DIRECTION
Show each line that has the string "this" in it.

RECORDS FOR THE EXERCISE
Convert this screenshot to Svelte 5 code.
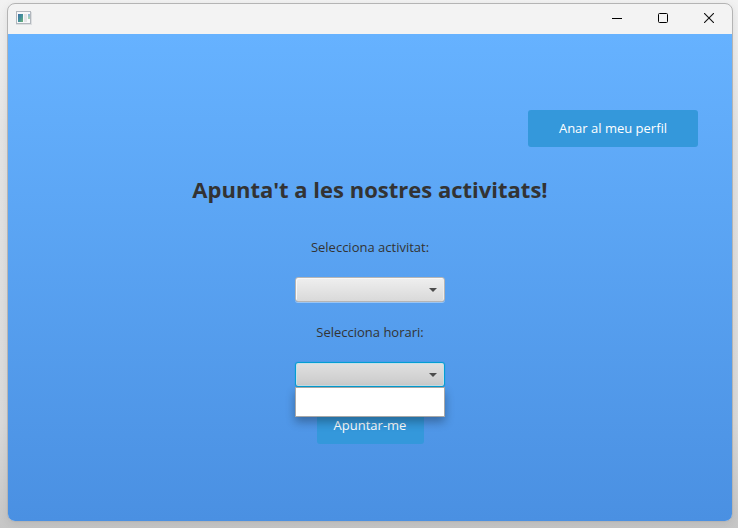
==
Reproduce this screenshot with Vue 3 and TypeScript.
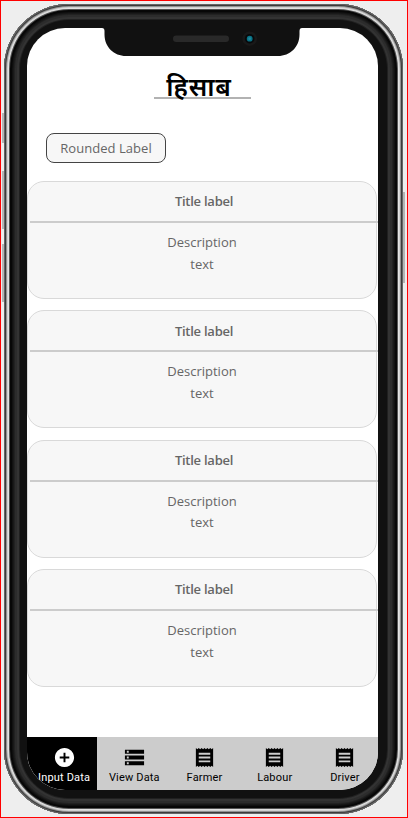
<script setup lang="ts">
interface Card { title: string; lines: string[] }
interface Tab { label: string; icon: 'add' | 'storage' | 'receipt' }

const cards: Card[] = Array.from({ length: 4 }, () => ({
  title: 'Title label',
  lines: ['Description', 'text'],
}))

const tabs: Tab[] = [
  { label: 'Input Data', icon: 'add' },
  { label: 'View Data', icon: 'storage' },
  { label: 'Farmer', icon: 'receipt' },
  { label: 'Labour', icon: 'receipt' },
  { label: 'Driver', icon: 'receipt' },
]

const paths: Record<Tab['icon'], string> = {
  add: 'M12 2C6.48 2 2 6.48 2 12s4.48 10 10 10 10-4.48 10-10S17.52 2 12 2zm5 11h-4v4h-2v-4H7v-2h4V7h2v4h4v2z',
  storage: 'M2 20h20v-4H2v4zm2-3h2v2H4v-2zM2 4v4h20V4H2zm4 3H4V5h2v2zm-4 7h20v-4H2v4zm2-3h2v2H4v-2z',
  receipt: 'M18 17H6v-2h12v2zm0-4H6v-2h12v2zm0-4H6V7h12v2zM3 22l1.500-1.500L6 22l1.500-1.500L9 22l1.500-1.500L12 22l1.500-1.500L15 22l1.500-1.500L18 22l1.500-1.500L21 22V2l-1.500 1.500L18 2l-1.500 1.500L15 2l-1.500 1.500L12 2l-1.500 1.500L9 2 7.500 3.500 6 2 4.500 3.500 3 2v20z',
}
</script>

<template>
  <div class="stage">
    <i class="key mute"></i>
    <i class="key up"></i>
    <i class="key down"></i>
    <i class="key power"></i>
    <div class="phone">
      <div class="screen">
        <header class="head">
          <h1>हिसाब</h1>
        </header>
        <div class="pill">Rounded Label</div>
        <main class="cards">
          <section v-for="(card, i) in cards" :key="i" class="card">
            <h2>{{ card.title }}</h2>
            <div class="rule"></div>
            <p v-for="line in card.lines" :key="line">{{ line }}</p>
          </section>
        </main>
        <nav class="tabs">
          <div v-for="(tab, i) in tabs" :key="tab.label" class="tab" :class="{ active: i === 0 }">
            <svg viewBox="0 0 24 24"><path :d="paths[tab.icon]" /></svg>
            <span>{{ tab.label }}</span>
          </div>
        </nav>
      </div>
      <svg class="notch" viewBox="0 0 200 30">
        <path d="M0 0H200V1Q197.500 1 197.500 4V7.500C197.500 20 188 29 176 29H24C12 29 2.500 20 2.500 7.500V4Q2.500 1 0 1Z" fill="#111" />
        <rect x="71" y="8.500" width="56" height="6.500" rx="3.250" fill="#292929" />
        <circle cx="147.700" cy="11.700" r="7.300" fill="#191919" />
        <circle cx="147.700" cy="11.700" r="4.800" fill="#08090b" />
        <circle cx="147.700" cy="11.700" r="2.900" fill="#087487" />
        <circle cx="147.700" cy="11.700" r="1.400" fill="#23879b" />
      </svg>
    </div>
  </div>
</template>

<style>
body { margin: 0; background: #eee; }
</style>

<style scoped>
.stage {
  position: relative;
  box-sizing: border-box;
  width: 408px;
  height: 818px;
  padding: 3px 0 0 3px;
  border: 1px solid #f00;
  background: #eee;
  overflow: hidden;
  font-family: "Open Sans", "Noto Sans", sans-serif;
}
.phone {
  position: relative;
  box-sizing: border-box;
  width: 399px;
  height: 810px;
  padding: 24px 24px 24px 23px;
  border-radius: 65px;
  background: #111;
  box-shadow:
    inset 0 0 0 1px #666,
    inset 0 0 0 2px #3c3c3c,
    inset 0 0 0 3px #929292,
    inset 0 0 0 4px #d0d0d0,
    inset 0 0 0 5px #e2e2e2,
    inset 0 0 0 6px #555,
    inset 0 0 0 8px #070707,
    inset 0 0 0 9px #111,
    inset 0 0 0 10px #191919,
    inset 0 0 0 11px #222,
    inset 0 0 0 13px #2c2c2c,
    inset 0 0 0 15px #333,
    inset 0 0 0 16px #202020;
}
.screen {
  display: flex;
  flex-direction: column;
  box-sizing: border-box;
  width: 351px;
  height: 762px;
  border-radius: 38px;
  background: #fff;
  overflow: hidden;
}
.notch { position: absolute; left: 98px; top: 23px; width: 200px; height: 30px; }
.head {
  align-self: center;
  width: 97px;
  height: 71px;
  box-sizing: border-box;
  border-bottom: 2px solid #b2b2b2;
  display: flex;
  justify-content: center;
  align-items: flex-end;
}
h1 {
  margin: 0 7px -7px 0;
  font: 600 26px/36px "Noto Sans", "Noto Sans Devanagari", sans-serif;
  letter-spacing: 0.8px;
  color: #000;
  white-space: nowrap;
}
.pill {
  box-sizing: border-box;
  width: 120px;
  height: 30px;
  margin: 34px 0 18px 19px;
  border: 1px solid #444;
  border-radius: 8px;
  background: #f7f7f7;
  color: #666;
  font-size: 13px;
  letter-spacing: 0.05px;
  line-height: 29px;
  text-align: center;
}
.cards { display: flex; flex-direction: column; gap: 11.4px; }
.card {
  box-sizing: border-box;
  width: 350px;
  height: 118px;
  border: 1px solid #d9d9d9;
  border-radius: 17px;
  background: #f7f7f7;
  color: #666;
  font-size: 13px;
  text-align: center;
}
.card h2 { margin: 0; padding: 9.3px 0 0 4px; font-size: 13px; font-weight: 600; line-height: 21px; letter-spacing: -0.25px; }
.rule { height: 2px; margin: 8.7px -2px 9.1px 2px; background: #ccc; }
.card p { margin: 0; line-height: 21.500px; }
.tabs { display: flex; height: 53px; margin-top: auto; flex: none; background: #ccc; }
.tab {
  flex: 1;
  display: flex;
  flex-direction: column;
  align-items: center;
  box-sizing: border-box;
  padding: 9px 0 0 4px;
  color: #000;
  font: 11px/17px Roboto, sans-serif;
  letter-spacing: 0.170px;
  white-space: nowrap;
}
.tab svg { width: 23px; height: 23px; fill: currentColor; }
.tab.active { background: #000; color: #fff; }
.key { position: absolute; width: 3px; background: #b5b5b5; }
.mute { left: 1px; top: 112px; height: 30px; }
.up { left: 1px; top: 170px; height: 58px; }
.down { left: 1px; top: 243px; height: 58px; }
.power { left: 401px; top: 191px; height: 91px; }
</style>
==
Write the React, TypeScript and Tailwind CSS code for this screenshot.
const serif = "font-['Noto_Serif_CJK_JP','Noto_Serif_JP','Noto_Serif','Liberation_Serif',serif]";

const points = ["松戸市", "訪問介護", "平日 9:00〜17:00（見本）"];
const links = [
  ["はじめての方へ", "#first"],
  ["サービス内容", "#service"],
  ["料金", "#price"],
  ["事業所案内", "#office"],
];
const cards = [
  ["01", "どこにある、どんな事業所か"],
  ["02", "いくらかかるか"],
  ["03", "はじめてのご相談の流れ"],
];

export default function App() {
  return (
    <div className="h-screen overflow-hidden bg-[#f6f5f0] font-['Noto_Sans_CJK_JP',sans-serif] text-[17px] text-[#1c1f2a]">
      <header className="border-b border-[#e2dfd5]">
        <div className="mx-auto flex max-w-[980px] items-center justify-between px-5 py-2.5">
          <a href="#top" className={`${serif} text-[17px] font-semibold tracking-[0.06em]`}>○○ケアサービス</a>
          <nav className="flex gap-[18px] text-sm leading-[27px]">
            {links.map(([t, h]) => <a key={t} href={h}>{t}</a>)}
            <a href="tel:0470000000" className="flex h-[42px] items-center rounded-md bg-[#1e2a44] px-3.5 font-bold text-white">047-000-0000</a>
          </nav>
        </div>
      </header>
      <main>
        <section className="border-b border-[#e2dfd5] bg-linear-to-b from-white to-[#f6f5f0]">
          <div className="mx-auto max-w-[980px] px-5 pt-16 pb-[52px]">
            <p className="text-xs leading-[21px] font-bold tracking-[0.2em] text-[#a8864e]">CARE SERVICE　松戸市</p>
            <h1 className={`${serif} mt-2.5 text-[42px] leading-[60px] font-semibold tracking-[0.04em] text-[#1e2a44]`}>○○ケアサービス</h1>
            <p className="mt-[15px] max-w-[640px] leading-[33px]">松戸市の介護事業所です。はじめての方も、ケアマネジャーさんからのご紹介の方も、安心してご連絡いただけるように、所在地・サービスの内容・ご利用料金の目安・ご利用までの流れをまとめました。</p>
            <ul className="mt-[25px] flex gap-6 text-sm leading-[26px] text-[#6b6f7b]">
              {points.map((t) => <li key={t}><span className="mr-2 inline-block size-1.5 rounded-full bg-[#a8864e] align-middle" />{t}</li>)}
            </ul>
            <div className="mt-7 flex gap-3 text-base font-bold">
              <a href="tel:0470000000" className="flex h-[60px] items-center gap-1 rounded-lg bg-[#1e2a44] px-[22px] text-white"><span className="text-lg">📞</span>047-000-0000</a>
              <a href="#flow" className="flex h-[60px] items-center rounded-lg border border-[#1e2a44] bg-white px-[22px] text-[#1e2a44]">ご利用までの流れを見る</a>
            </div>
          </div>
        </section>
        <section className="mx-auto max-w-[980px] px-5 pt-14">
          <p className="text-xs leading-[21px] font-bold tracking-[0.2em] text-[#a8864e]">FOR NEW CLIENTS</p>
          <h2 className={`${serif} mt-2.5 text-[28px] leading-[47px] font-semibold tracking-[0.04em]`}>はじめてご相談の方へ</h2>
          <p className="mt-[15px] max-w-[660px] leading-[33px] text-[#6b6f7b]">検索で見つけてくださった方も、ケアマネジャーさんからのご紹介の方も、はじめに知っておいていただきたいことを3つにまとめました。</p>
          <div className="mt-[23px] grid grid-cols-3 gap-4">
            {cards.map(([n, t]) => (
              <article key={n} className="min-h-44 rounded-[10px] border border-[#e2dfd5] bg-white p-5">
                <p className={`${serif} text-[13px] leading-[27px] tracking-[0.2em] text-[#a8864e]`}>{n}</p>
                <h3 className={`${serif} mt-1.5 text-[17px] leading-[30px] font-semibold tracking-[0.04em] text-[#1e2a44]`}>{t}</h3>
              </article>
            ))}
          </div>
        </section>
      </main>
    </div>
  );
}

CORRECT ANSWER
Convert this screenshot to Svelte 5 code.
Reproduce this screenshot with Vue 3 and TypeScript.
Write the React, TypeScript and Tailwind CSS code for this screenshot.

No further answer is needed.